If $a$ and $b$ are prime to each other and $n$ is prime then$\frac{a^n+b^n}{a+b}$ and $a+b$ have no common factor. Question is:

If $a$ and $b$ are prime to each other and $n$ is prime then prove that $\frac{a^n+b^n}{a+b}$ and
  $a+b$ have no common factor unless $a+b$ is a multiple of $n$.

This is what I thought so far:
 $a^n$ is also prime to $b^n$ because of the theorem (If $a$ is prime to $b$ then $a^n$ is also prime to $b^n$), Also $a^n$ and $b^n$ is a divisor of $(a+b)$ therefore by theorem (If $a$ is prime to $b$, and each of these numbers is a divisors of $N$, then $ab$ is a divisor of $N$) $a^nb^n$ is a divisor of $(a+b)$.
Thereafter no idea, How should I proceed further if I'm thinking in a right way and If not, How should I prove this?

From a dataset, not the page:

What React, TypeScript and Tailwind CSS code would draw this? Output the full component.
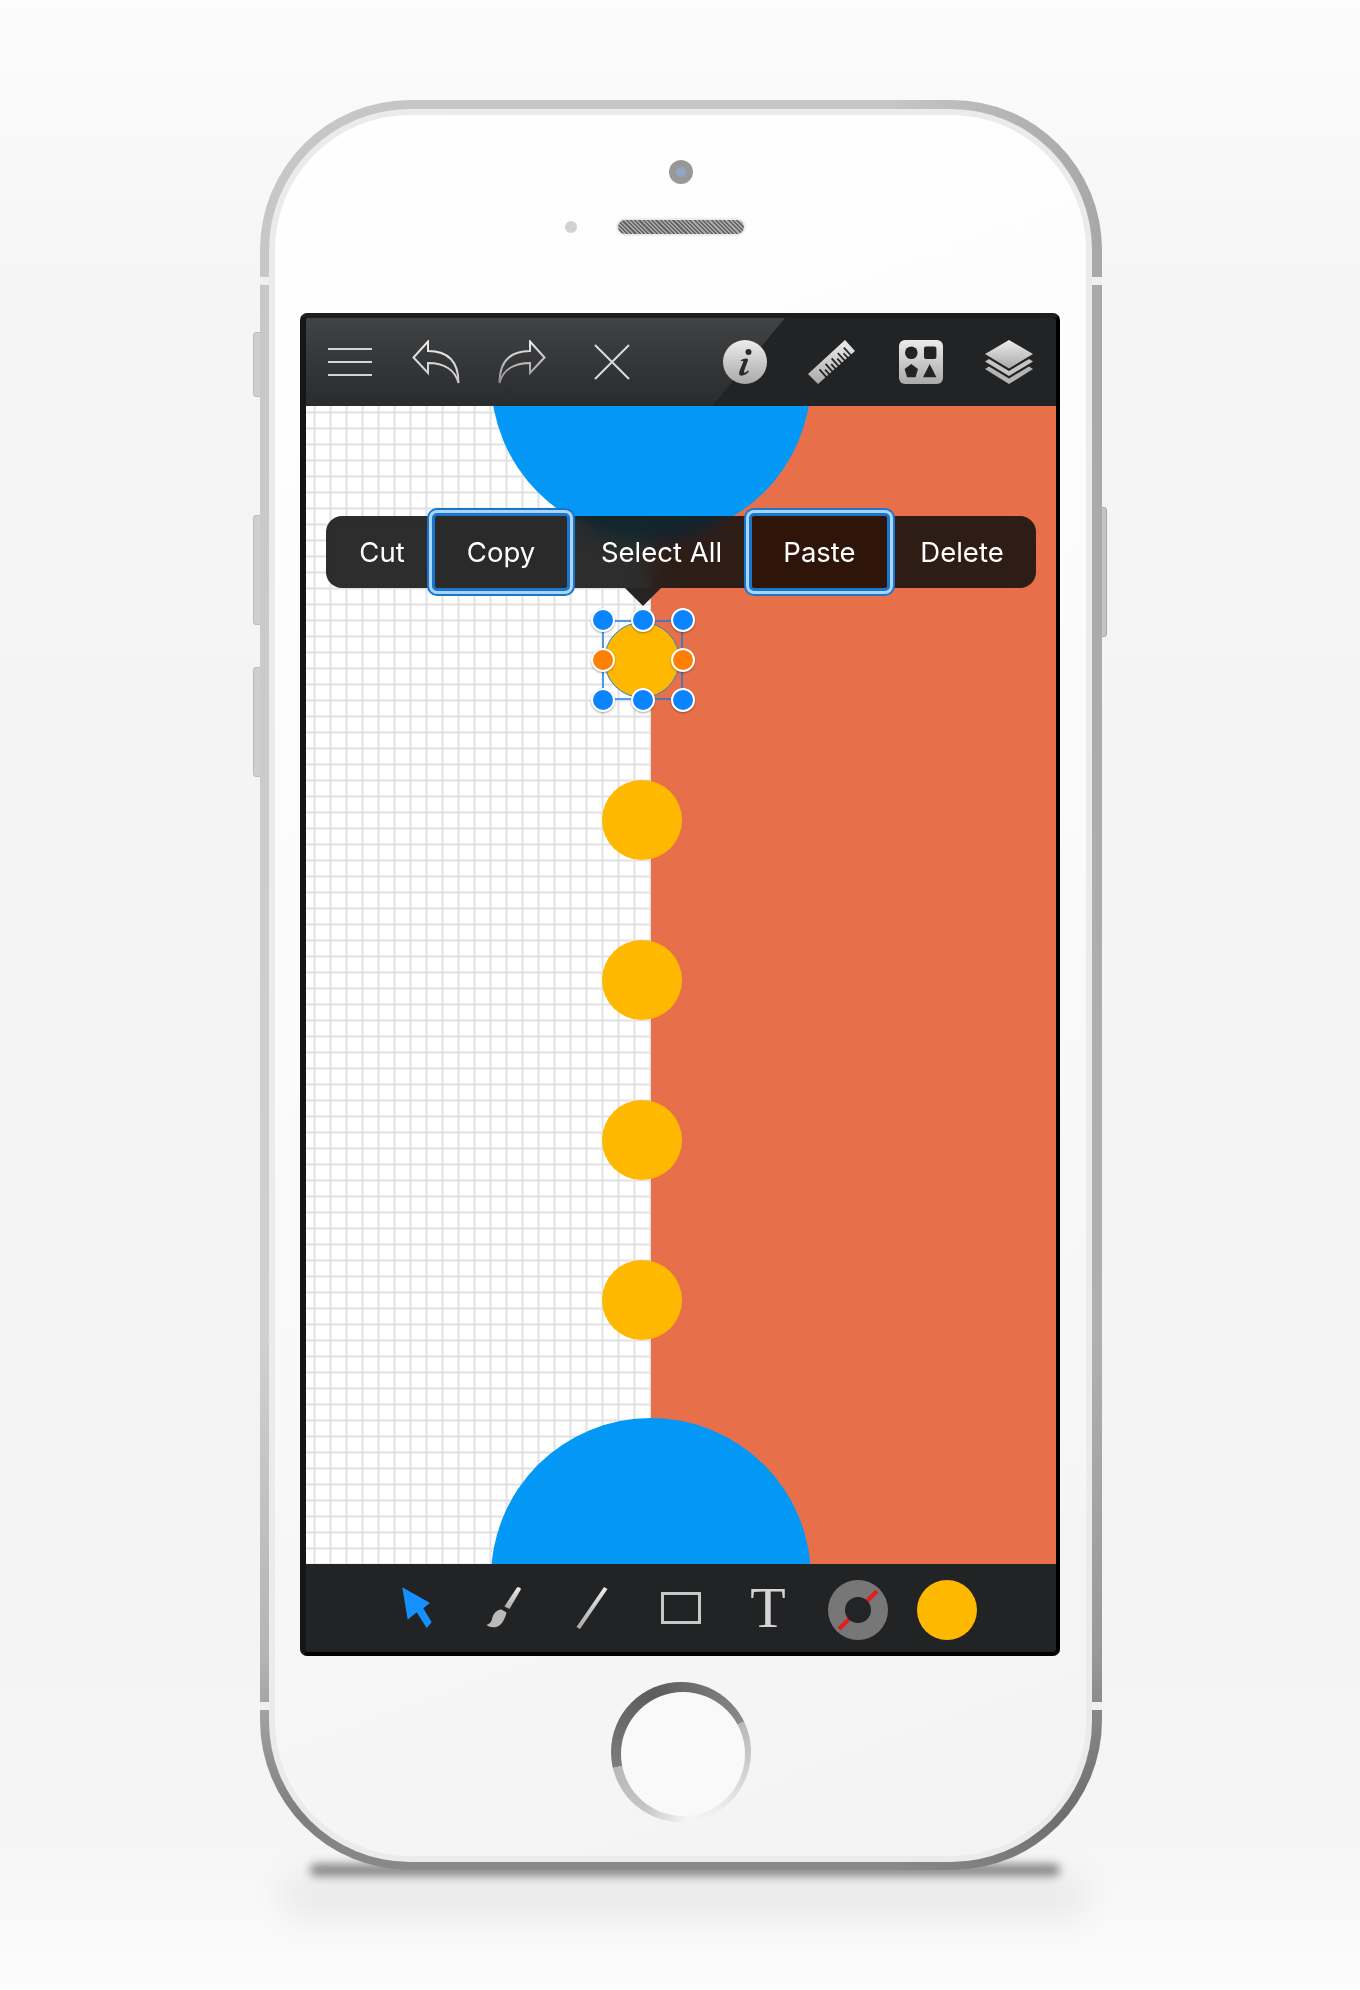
import React from "react";

const yellowTops = ["top-[374px]", "top-[534px]", "top-[694px]", "top-[854px]"];

const MenuIcon = () => (
  <svg width="45" height="30" viewBox="0 0 45 30" className="shrink-0">
    <path d="M0 2H44M0 15H44M0 28H44" stroke="#d4d4d4" strokeWidth="2" />
  </svg>
);

const ArrowBack = ({ id, flip }: { id: string; flip?: boolean }) => (
  <svg width="48" height="44" viewBox="0 0 48 44" className={flip ? "shrink-0 -scale-x-100" : "shrink-0"}>
    <defs>
      <linearGradient id={id} x1="0" y1="0" x2="0" y2="1">
        <stop offset="0" stopColor="#ececec" />
        <stop offset="1" stopColor={flip ? "#8f8f8f" : "#c8c8c8"} />
      </linearGradient>
    </defs>
    <path
      d="M1.5 17.5L16 1.5V11C36 11 46.5 22 46.5 43C43 30 32 23 16 23V33Z"
      fill="none"
      stroke={`url(#${id})`}
      strokeWidth="2"
      strokeLinejoin="miter"
    />
  </svg>
);

const CloseIcon = () => (
  <svg width="36" height="36" viewBox="0 0 36 36" className="shrink-0">
    <path d="M1 1L35 35M35 1L1 35" stroke="#dcdcdc" strokeWidth="2" />
  </svg>
);

const Metal = ({ id }: { id: string }) => (
  <defs>
    <linearGradient id={id} x1="0" y1="0" x2="0" y2="1">
      <stop offset="0" stopColor="#ececec" />
      <stop offset="1" stopColor="#a9a9a9" />
    </linearGradient>
  </defs>
);

const InfoIcon = () => (
  <svg width="44" height="44" viewBox="0 0 44 44" className="shrink-0">
    <Metal id="infoG" />
    <circle cx="22" cy="22" r="22" fill="url(#infoG)" />
    <circle cx="25.5" cy="12" r="3" fill="#2a2a2c" />
    <path
      d="M17.5 20.5C20 18.5 24.5 17.5 25 19.5C25.3 21 21 30 21 32C21 33.5 23 32.5 25 30.5L26 31.5C23.5 34.5 20 36.2 17.5 35.5C15.5 35 16 32 17.5 28.5C19 25 20.7 22 20 21C19.5 20.5 18.5 21 18 21.3Z"
      fill="#2a2a2c"
    />
  </svg>
);

const rulerTicks = Array.from({ length: 9 }, (_, i) => i);

const RulerIcon = () => (
  <svg width="54" height="50" viewBox="0 0 54 50" className="shrink-0">
    <Metal id="rulerG" />
    <path d="M40 3L50 14L13 47L3 37Z" fill="url(#rulerG)" />
    {rulerTicks.map((i) => {
      const t = 6 + i * 4.1;
      const px = 50 - 0.746 * t;
      const py = 14 + 0.665 * t;
      const len = i % 2 === 0 ? 10 : 6;
      return (
        <line
          key={i}
          x1={px + 1}
          y1={py + 1}
          x2={px - 0.665 * len}
          y2={py - 0.746 * len}
          stroke="#232325"
          strokeWidth="1.8"
        />
      );
    })}
  </svg>
);

const ShapesIcon = () => (
  <svg width="44" height="44" viewBox="0 0 44 44" className="shrink-0">
    <Metal id="shapesG" />
    <rect width="44" height="44" rx="6" fill="url(#shapesG)" />
    <circle cx="12.3" cy="12.8" r="6.3" fill="#222325" />
    <rect x="25" y="6.6" width="12.4" height="12.4" rx="2" fill="#222325" />
    <path d="M12.3 24L19 29L16.5 37.3H8.1L5.6 29Z" fill="#222325" />
    <path d="M30.7 24L37.4 37.3H24Z" fill="#222325" />
  </svg>
);

const LayersIcon = () => (
  <svg width="48" height="44" viewBox="0 0 48 44" className="shrink-0">
    <Metal id="layersG" />
    <path d="M24 0L48 14L24 28.5L0 14Z" fill="url(#layersG)" />
    <path d="M4 19L24 31L44 19L48 21.5L24 36L0 21.5Z" fill="#c4c4c4" />
    <path d="M4 26.5L24 38.5L44 26.5L48 29L24 44L0 29Z" fill="#b4b4b4" />
  </svg>
);

const PointerIcon = () => (
  <svg width="34" height="46" viewBox="0 0 34 46" className="shrink-0">
    <path d="M2.3 2.3L30 18L23.3 23.3L31.7 37.3L26.7 43L16.7 27.3L7.7 34.7Z" fill="#1690ff" />
  </svg>
);

const BrushIcon = () => (
  <svg width="38" height="46" viewBox="0 0 38 46" className="shrink-0">
    <Metal id="brushG" />
    <path d="M32 2.6C33.5 1.8 36 2.6 35.8 4.4L24.5 24L19.4 21.5Z" fill="url(#brushG)" />
    <path d="M16.5 24.5C11 25 8 29 7 34C6.6 37 4.5 39 1.5 40C5 42.5 11 43.5 15 40C18.5 37 20.5 32 21.5 27.5Z" fill="#b9b9b9" />
  </svg>
);

const LineIcon = () => (
  <svg width="32" height="42" viewBox="0 0 32 42" className="shrink-0">
    <Metal id="lineG" />
    <path d="M28 0L31.5 2L4 42L0.5 40Z" fill="url(#lineG)" />
  </svg>
);

const RectIcon = () => (
  <svg width="40" height="32" viewBox="0 0 40 32" className="shrink-0">
    <rect x="1.5" y="1.5" width="37" height="29" fill="none" stroke="#c8c8c8" strokeWidth="3" />
  </svg>
);

const StrokeDisc = () => (
  <svg width="60" height="60" viewBox="0 0 60 60" className="shrink-0">
    <circle cx="30" cy="30" r="30" fill="#777778" />
    <path d="M49 11L11 49" stroke="#e0201c" strokeWidth="4.5" />
    <circle cx="30" cy="30" r="13" fill="#232426" />
  </svg>
);

const Handle = ({ orange }: { orange?: boolean }) => (
  <div
    className={`w-[24px] h-[24px] rounded-full border-[2.5px] border-white shadow-[0_1px_2px_rgba(0,0,0,0.35)] ${
      orange ? "bg-[#ff8000]" : "bg-[#0a84ff]"
    }`}
  />
);

export default function App() {
  return (
    <div className="relative w-[1360px] h-[1990px] overflow-hidden pt-[100px] pl-[260px] bg-[linear-gradient(to_bottom,#fcfcfc_0%,#f5f5f5_15%,#f3f3f3_70%,#f5f5f5_92%,#fcfcfc_100%)] [font-family:Inter,'Noto_Sans',sans-serif]">
      {/* shadow under the phone */}
      <div className="absolute left-[310px] top-[1864px] w-[750px] h-[12px] rounded-full bg-black/45 blur-[5px]" />
      <div className="absolute left-[280px] top-[1872px] w-[810px] h-[50px] rounded-full bg-black/5 blur-[16px]" />

      {/* side buttons */}
      <div className="absolute left-[253px] top-[332px] w-[9px] h-[65px] rounded-l-[3px] border border-[#bbb] bg-[#cfcfcf]" />
      <div className="absolute left-[253px] top-[515px] w-[9px] h-[110px] rounded-l-[3px] border border-[#bbb] bg-[#cfcfcf]" />
      <div className="absolute left-[253px] top-[667px] w-[9px] h-[110px] rounded-l-[3px] border border-[#bbb] bg-[#cfcfcf]" />
      <div className="absolute left-[1098px] top-[507px] w-[9px] h-[130px] rounded-r-[3px] border border-[#a8a8a8] bg-[#c4c4c4]" />

      <div className="relative w-[842px] h-[1770px] rounded-[150px] pt-[9px] pl-[9px] pr-[10px] pb-[8px] bg-[linear-gradient(90deg,transparent_75%,rgba(0,0,0,0.16)_100%),linear-gradient(to_bottom,#c6c6c6_0%,#d0d0d0_70%,#b4b4b4_88%,#7e7e7e_97%,#8a8a8a_100%)]">
        <div className="absolute left-0 top-[177px] w-[9px] h-[8px] bg-[#f0f0f0]" />
        <div className="absolute right-0 top-[177px] w-[10px] h-[8px] bg-[#f0f0f0]" />
        <div className="absolute left-0 top-[1602px] w-[9px] h-[8px] bg-[#f0f0f0]" />
        <div className="absolute right-0 top-[1602px] w-[10px] h-[8px] bg-[#f0f0f0]" />

        <div className="w-full h-full rounded-[141px] p-[6px] bg-[#ebebeb]">
          <div className="w-full h-full rounded-[135px] flex flex-col bg-[linear-gradient(160deg,#ffffff_0%,#fbfbfb_45%,#f3f3f3_100%)]">
            {/* earpiece */}
            <div className="h-[198px] shrink-0 flex flex-col items-center pt-[45px]">
              <div className="w-[24px] h-[24px] rounded-full bg-[#989898] flex items-center justify-center">
                <div className="w-[10px] h-[10px] rounded-full bg-[#8fa6c4]" />
              </div>
              <div className="mt-[34px] flex items-center gap-[39px]">
                <div className="w-[12px] h-[12px] rounded-full bg-[#d2d2d2]" />
                <div className="w-[130px] h-[18px] rounded-full border-2 border-[#ececec] bg-[repeating-linear-gradient(45deg,#666_0px,#666_1.5px,#a8a8a8_1.5px,#a8a8a8_3px)]" />
                <div className="w-[12px] h-[12px]" />
              </div>
            </div>

            {/* screen */}
            <div className="ml-[25px] w-[760px] h-[1343px] shrink-0 rounded-[7px] bg-black border-l-[6px] border-l-[#161616] border-r-[4px] border-r-black border-t-[5px] border-t-[#1d1d1e] border-b-[4px] border-b-black flex flex-col overflow-hidden">
              {/* top toolbar */}
              <div className="relative h-[88px] shrink-0 bg-[#222325]">
                <div className="absolute inset-0 bg-[linear-gradient(to_bottom,#414244_0%,#2a2b2d_100%)] [clip-path:polygon(0_0,479px_0,406px_100%,0_100%)]" />
                <div className="relative h-full flex items-center">
                  <div className="ml-[22px]"><MenuIcon /></div>
                  <div className="ml-[39px]"><ArrowBack id="undoG" /></div>
                  <div className="ml-[38px]"><ArrowBack id="redoG" flip /></div>
                  <div className="ml-[48px]"><CloseIcon /></div>
                  <div className="ml-[93px]"><InfoIcon /></div>
                  <div className="ml-[38px]"><RulerIcon /></div>
                  <div className="ml-[40px]"><ShapesIcon /></div>
                  <div className="ml-[42px]"><LayersIcon /></div>
                </div>
              </div>

              {/* canvas */}
              <div className="relative h-[1158px] shrink-0 flex overflow-hidden">
                <div className="w-[345px] h-full bg-white bg-[linear-gradient(to_right,#e1e1e1_2px,transparent_2px),linear-gradient(to_bottom,#e1e1e1_2px,transparent_2px)] bg-size-[16px_16px] bg-position-[7.5px_5.5px]" />
                <div className="flex-1 h-full bg-[#e7704a]" />

                <div className="absolute left-[185px] top-[-187px] w-[320px] h-[320px] rounded-full bg-[#0398f6]" />
                <div className="absolute left-[185px] top-[1012px] w-[320px] h-[320px] rounded-full bg-[#0398f6]" />

                {yellowTops.map((top) => (
                  <div key={top} className={`absolute left-[296px] w-[80px] h-[80px] rounded-full bg-[#ffb800] ${top}`} />
                ))}

                {/* selected shape */}
                <div className="absolute left-[298px] top-[216px] w-[76px] h-[76px] rounded-full bg-[#ffb800] border-[1.5px] border-[#2a7fd0]" />
                <div className="absolute left-[296px] top-[214px] w-[81px] h-[80px] border-2 border-[#0a78f0]/70" />
                <div className="absolute left-[285px] top-[202px] w-[104px] h-[104px] grid grid-cols-[24px_24px_24px] grid-rows-[24px_24px_24px] justify-between content-between">
                  <Handle />
                  <Handle />
                  <Handle />
                  <Handle orange />
                  <div />
                  <Handle orange />
                  <Handle />
                  <Handle />
                  <Handle />
                </div>

                {/* edit menu */}
                <div className="absolute left-[20px] top-[110px] w-[710px] h-[72px] rounded-[16px] bg-[#161616]/90 backdrop-blur-md backdrop-saturate-200 flex items-center text-white text-[27.5px]">
                  <div className="w-[101px] pl-[11px] pt-[2px] text-center">Cut</div>
                  <div className="ml-[5px] mr-[5px] pt-[2px] w-[138px] h-[78px] shrink-0 rounded-[5px] border-[3px] border-[#1b75c9] shadow-[0_0_0_3px_#a9d4fb,0_0_0_5px_#1b75c9] bg-[#2a2a2a] flex items-center justify-center">
                    Copy
                  </div>
                  <div className="w-[169px] pl-[4px] pt-[2px] text-center">Select All</div>
                  <div className="ml-[5px] mr-[5px] pt-[2px] w-[141px] h-[78px] shrink-0 rounded-[5px] border-[3px] border-[#1b75c9] shadow-[0_0_0_3px_#a9d4fb,0_0_0_5px_#1b75c9] bg-[#2e1409] flex items-center justify-center">
                    Paste
                  </div>
                  <div className="w-[141px] pr-[7px] pt-[2px] text-center">Delete</div>
                  <div className="absolute left-[299px] top-[72px] w-0 h-0 border-l-[18px] border-r-[18px] border-t-[18px] border-l-transparent border-r-transparent border-t-[#262320]" />
                </div>
              </div>

              {/* bottom toolbar */}
              <div className="h-[88px] shrink-0 bg-[#222325] flex items-center">
                <div className="ml-[94px]"><PointerIcon /></div>
                <div className="ml-[51px]"><BrushIcon /></div>
                <div className="ml-[53px]"><LineIcon /></div>
                <div className="ml-[53px]"><RectIcon /></div>
                <div className="ml-[47px] w-[40px] text-center text-[58px] leading-none text-[#d4d4d4] [font-family:'Liberation_Serif',serif] font-normal">T</div>
                <div className="ml-[40px] mt-[4px]"><StrokeDisc /></div>
                <div className="ml-[29px] mt-[4px] w-[60px] h-[60px] rounded-full bg-[#ffb800]" />
              </div>
            </div>

            {/* home button */}
            <div className="mt-[26px] flex justify-center">
              <div className="w-[140px] h-[140px] rounded-full pl-[10px] pt-[10px] bg-[conic-gradient(from_64deg,#b8b8b8_0deg,#c8c8c8_30deg,#ececec_80deg,#f6f6f6_110deg,#c4c4c4_150deg,#b8b8b8_193deg,#7c7c7c_193deg,#5c5c5c_270deg,#6a6a6a_300deg,#8a8a8a_360deg)]">
                <div className="w-[124px] h-[124px] rounded-full bg-[#f9f9f9]" />
              </div>
            </div>
          </div>
        </div>
      </div>
    </div>
  );
}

Source: Higher Algebra by Barnard and Child
 A: First, when is $\frac {a^n + b^n}{a+b}$ an integer.
Or when does $(a+b)|(a^n + b^n)$
$n$ is odd
$\frac {a^n + b^n}{a+b} = a^{n-1} - a^{n-2}b + a^{n-3}b^2 -\cdots ab^{n-2} + b^{n-1}$
$n$ is even:
Apply the euclidean algorithm.
$(a+b)|(a^n + b^n) \iff  (a+b)| (a^n + b^n)+k(a+b)$
$(a^n + b^n) - a^{n-1} (a+b) + a^{n-2}b (a+b)\cdots$
$(a^n+b^n) - (a+b)\sum_\limits{i=0}^{n-1} (-1)^i a^{n-1-i} b^i = 2b^n$
$(a+b)|(a^n + b^n) \iff (a+b)|2b^n$
$(a+b) = 2,$  or $a = 0$ or $b = 0$ or $a|b^n$
since $a,b$ are co-prime.
$a\ne0, b\ne0$ and $a$ does not divide $b$
$a = b = 1$ is a degenerate case.
In this case, 2 does not divide 1.
n is odd:
again apply the Euclidean algorithm.
$\sum_\limits{i=0}^{n-1} (-1)^i a^{n-1-i}b^i + (a+b)\sum_\limits{i=1}^{n-1} (-1)^i ia^{n-1-i}b^{i-1} = nb^{n-1}$
$(a+b)|\frac {a^n + b^n}{a+b} \implies (a+b)|nb^{n-1}$
as dicussed above $(a+b)$ does not divide $b^{n-1}$
$(a+b)|\frac {a^n + b^n}{a+b} \implies (a+b)|n$
A: Counterexample: $a=1, b=2, n=9$.
$a$ and $b$ are coprime, and $a+b$ is not a multiple of $n$, but $(a^n + b^n)/(a+b) = 171$ and $a+b$ have a common factor of $3$.  I would guess that the question should read "unless $a+b$ has a common factor with $n$", or else $n$ should be prime, or "has no common factor with" should be replaced by "is not divisible by" as in DougM's answer.
Edit: Assuming $n$ is prime, then the statement holds, by a routine calculation rather similar to DougM's answer:
We rule out the possibility that $n$ is even, since if $a+b \mid a^n+b^n$ then $a+b$ divides both $2a^n$ and $2b^n$, hence it divides $(2a^n,2b^n) = 2$, forcing $a=b=1$ which is trivial to verify.
If $n$ is odd, then $(a^n+b^n)/(a+b)$ may be written as $\sum_{i=1}^n a^{n-i} (-b)^{i-1}$.  Evaluating this mod $a+b$, we see that every term is congruent to $a^{n-1}$ so the sum simplifies to $na^{n-1}$.  We know that $a+b$ and $a$ are coprime so $(a+b, (a^n+b^n)/(a+b)) = (a+b, na^{n-1}) = (a+b,n)$.  The claim follows immediately from the fact that if $n$ is prime then $(a+b,n) = 1$ iff $n$ does not divide $a+b$.